**What needs to be done**
Copy the listing verbatim, excluding any images found in it.

**Information shown**
┄┄┄┄┄┄┄┄┄┄┄┄┄┄┄┄┄┄┄┄

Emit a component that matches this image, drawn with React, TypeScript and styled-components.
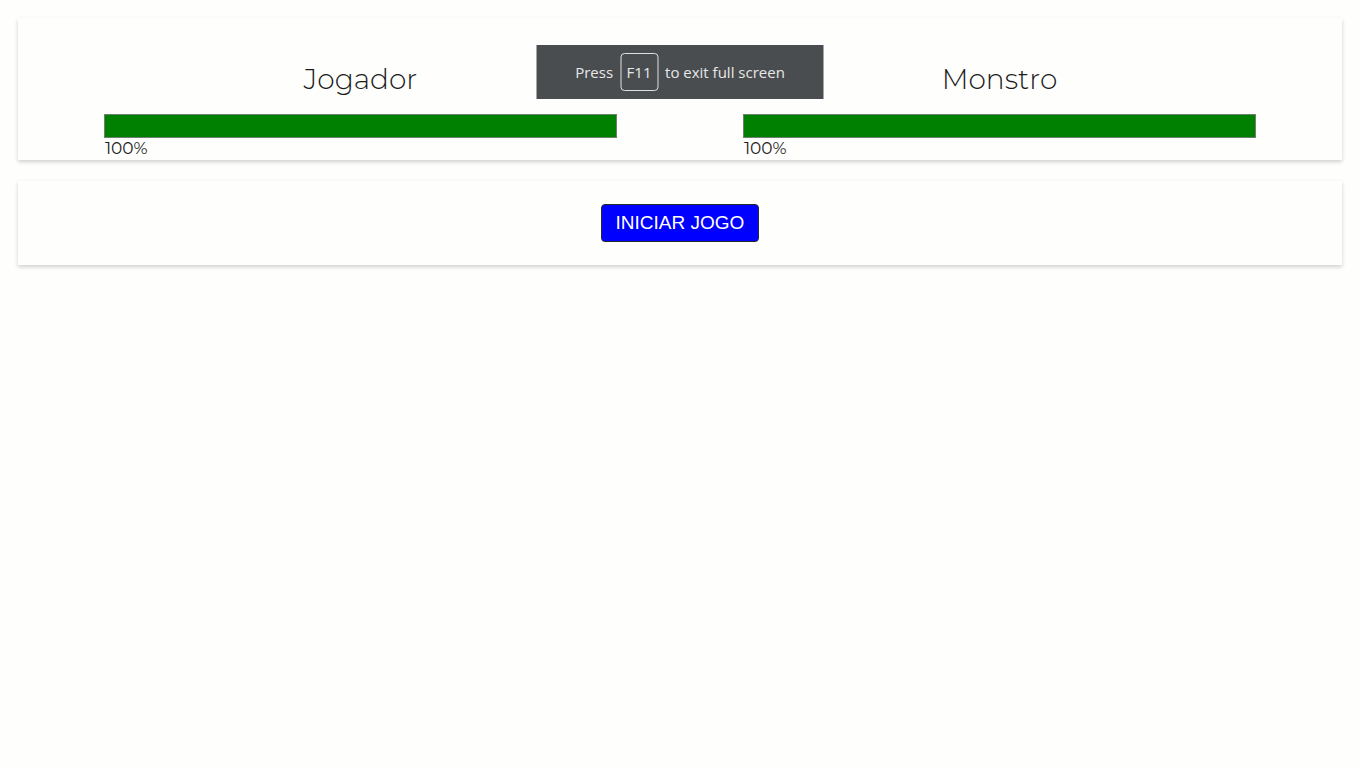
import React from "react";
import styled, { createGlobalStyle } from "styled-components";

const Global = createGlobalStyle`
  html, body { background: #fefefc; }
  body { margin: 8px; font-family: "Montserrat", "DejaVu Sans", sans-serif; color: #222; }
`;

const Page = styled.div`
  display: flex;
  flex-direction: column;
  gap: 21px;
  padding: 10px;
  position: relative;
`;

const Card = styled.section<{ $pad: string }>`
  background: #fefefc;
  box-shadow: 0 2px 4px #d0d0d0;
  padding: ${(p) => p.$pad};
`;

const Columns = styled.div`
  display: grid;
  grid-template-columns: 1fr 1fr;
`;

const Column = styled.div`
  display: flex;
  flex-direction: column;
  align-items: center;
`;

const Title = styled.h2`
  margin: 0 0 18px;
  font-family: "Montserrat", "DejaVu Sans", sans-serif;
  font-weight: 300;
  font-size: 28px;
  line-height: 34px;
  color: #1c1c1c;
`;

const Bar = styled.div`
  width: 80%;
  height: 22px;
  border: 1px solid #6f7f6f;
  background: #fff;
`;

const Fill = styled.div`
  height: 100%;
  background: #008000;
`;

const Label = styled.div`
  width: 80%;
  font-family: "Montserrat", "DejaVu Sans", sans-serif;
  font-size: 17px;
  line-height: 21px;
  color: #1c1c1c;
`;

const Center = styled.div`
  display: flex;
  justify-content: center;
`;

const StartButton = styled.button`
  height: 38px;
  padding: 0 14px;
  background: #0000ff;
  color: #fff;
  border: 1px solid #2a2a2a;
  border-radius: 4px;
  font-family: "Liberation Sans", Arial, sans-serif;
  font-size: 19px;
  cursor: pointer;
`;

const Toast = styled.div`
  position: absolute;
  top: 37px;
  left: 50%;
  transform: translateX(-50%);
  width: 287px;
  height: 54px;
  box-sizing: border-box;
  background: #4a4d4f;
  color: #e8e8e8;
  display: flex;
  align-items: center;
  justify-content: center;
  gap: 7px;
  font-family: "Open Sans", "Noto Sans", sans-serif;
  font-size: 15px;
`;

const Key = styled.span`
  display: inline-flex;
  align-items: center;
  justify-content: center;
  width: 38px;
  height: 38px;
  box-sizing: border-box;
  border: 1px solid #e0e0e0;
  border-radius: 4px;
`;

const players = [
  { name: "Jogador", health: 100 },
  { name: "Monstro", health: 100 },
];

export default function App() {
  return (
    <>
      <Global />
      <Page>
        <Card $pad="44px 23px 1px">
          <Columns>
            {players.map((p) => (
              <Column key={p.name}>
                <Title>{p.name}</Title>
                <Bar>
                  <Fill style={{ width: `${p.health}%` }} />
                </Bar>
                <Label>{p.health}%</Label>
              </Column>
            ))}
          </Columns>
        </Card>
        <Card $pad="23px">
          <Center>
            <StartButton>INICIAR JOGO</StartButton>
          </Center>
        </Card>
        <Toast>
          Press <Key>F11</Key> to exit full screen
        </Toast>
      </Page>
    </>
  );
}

┄┄┄┄┄┄┄┄┄┄┄┄┄┄┄┄┄┄┄┄

**Problem solution**
Emit a component that matches this image, drawn with React, TypeScript and styled-components.
import React from "react";
import styled, { createGlobalStyle } from "styled-components";

const Global = createGlobalStyle`
  html, body { background: #fefefc; }
  body { margin: 8px; font-family: "Montserrat", "DejaVu Sans", sans-serif; color: #222; }
`;

const Page = styled.div`
  display: flex;
  flex-direction: column;
  gap: 21px;
  padding: 10px;
  position: relative;
`;

const Card = styled.section<{ $pad: string }>`
  background: #fefefc;
  box-shadow: 0 2px 4px #d0d0d0;
  padding: ${(p) => p.$pad};
`;

const Columns = styled.div`
  display: grid;
  grid-template-columns: 1fr 1fr;
`;

const Column = styled.div`
  display: flex;
  flex-direction: column;
  align-items: center;
`;

const Title = styled.h2`
  margin: 0 0 18px;
  font-family: "Montserrat", "DejaVu Sans", sans-serif;
  font-weight: 300;
  font-size: 28px;
  line-height: 34px;
  color: #1c1c1c;
`;

const Bar = styled.div`
  width: 80%;
  height: 22px;
  border: 1px solid #6f7f6f;
  background: #fff;
`;

const Fill = styled.div`
  height: 100%;
  background: #008000;
`;

const Label = styled.div`
  width: 80%;
  font-family: "Montserrat", "DejaVu Sans", sans-serif;
  font-size: 17px;
  line-height: 21px;
  color: #1c1c1c;
`;

const Center = styled.div`
  display: flex;
  justify-content: center;
`;

const StartButton = styled.button`
  height: 38px;
  padding: 0 14px;
  background: #0000ff;
  color: #fff;
  border: 1px solid #2a2a2a;
  border-radius: 4px;
  font-family: "Liberation Sans", Arial, sans-serif;
  font-size: 19px;
  cursor: pointer;
`;

const Toast = styled.div`
  position: absolute;
  top: 37px;
  left: 50%;
  transform: translateX(-50%);
  width: 287px;
  height: 54px;
  box-sizing: border-box;
  background: #4a4d4f;
  color: #e8e8e8;
  display: flex;
  align-items: center;
  justify-content: center;
  gap: 7px;
  font-family: "Open Sans", "Noto Sans", sans-serif;
  font-size: 15px;
`;

const Key = styled.span`
  display: inline-flex;
  align-items: center;
  justify-content: center;
  width: 38px;
  height: 38px;
  box-sizing: border-box;
  border: 1px solid #e0e0e0;
  border-radius: 4px;
`;

const players = [
  { name: "Jogador", health: 100 },
  { name: "Monstro", health: 100 },
];

export default function App() {
  return (
    <>
      <Global />
      <Page>
        <Card $pad="44px 23px 1px">
          <Columns>
            {players.map((p) => (
              <Column key={p.name}>
                <Title>{p.name}</Title>
                <Bar>
                  <Fill style={{ width: `${p.health}%` }} />
                </Bar>
                <Label>{p.health}%</Label>
              </Column>
            ))}
          </Columns>
        </Card>
        <Card $pad="23px">
          <Center>
            <StartButton>INICIAR JOGO</StartButton>
          </Center>
        </Card>
        <Toast>
          Press <Key>F11</Key> to exit full screen
        </Toast>
      </Page>
    </>
  );
}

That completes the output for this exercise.